You will find many articles on PMP certification experience but this one is unique.
In this post, I am sharing the journey of a Reddit user. You can take a look at his Linkedin profile as well. He passed the exam without using any of the popular methods.
It is hard to believe but he did not take a formal training, did not follow Rita’s book, and read the PMBOK Guide minimally. You just have to go through his expedience to realize his success mantra.
Read On.
PMP Exam Experience
First off, just wanted to thank everyone in this sub for helping me get to where I am today, your advice was very helpful.
I acquired both PSM and PSPO certs back in June from scrum.org. My employer then wanted me to pursue the PMP, which I started in July. When I graduated from university in 2014, one of my last classes was project management and was based on the PMBOK so that counted for my 35 educational hours so I didn’t go to any crash courses. July/August were more exploratory for me as I was relearning concepts previously learnt years ago. I started to really ramp up as of late September.
PMP Study Material
- PMBOK (very minimally, only as a reference guide)
- Rita (really didn’t love her book, TMI, stopped using it after cost management)
- Andy Crowe (his book saved me and made me start understanding the framework)
- Joseph Phillips Udemy (never finished it, once I got my hands on Andy’s book that became my primary study resource)
PM Practice Exams
- PMTraining: I did every question they had, averaged 82% by the time I was done. The questions were a little easier than the actual exam but not by much.
- Andy Crowe: Practice Exam: found it much harder than PMTraining, and even a little harder than the PMP exam. Only scored 67% on this one.
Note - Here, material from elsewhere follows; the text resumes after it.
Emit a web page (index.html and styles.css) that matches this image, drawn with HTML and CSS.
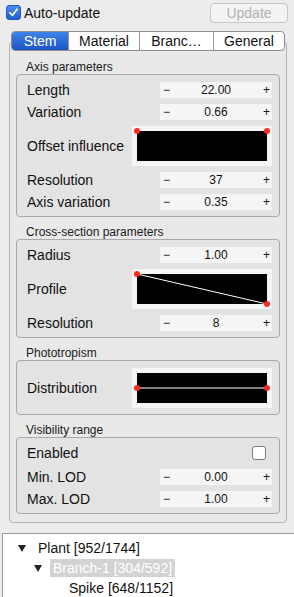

- PM PrepCast: only did the 3 sample exams, found the questions much too ambiguous. Averaged 68% on them.
The Exam Day
It was a roller coaster. At some points I thought I’d be getting on a roll, then I’d hit 10 questions in a row where I wasn’t confident in my answers. Not much EVM questions, maybe 3-4. Only had to use the calculator twice. Just so many change request and risk questions. If you ever start to doubt yourself, push through it, whether it’s before or during the exam. You got this!!!
Over To You
Are you following the popular study material for your exam prep? Which study materials are you using?
Would you be confident for the exam without taking a formal training?